Toutes ces bonnes et mauvaises raisons, ont conduit le gouvernement à multiplier ces missions :

Missions confiées à 1997-2002 2002-2007 2007-2012 2012-2015
un député 71 76 77 76
un sénateur 5 32 36 24
Total 76 108 113 100
source : Commission des Lois du Sénat

Le Sénat s’est saisi du sujet, avec une proposition de loi de Jacques Mézard, étudiée à la demande du groupe radical. En effet, outre les abus précédemment évoqués, ces missions posent d’autres problèmes. D’abord, le Parlement dispose de suffisamment de moyens humains et de pouvoirs d’enquête pour faire lui-même ces rapports.

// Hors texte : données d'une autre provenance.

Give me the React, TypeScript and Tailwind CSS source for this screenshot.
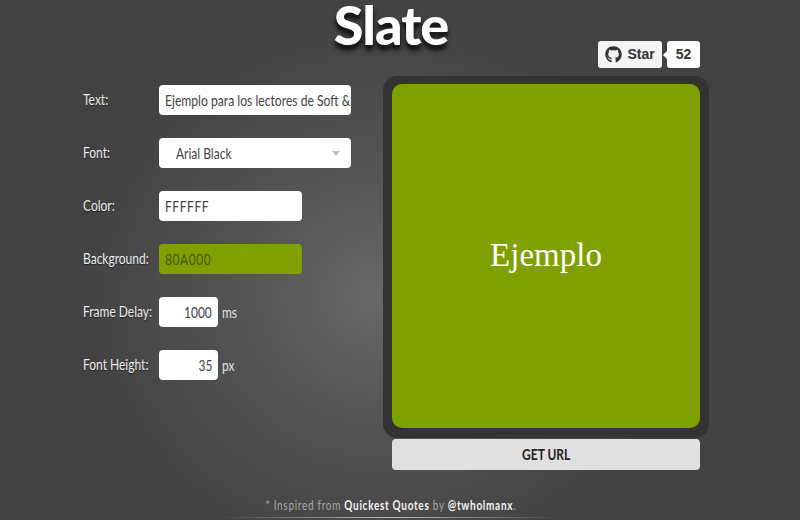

D’autant que le parlementaire en mission, exerçant ses pouvoirs hors du cadre parlementaire, ne bénéficie pas des pouvoirs spéciaux dont dispose un parlementaire lambda dans ses missions de contrôle (dans les années 80, un député avait ainsi été poursuivi en diffamation par la Scientologie pour un rapport remis au gouvernement).

De plus, si cela est utile, rien n’interdirait à un gouvernement de demander, de manière moins formelle, un rapport à un parlementaire. Ce ne sont en effet que les dispositions électorales (suppléance, délégation de vote) qui sont supprimées par la proposition de loi radicale.

Enfin, le Parlement n’est pas au service du gouvernement, comme le laissent penser ces missions. S’il est plus qu’indispensable que le Parlement anticipe mieux les projets de loi (qu’il doit parfois étudier dans des délais très brefs), il peut le faire lui-même. Il serait même nécessaire qu’au-delà de ses missions constitutionnelles de contrôle du gouvernement et d’évaluation des politiques publiques, il prépare mieux les réformes législatives à venir, en confiant de telles missions aux futurs rapporteurs, avant même le dépôt des projets de loi.

Les groupes disposent déjà de la possibilité de créer des commissions d’enquête et des missions d’information (qui sont collectives). On pourrait imaginer des « droits de tirage » pour chaque groupe, afin de nomment des parlementaires en mission sur tel ou tel sujet, qui disposeraient ainsi de l’appui indispensable des administrateurs. Du reste, certaines commissions le font déjà, avec un réel succès. Quand le Parlement veut travailler les réformes à venir, il n’a pas besoin d’autorisation gouvernementale.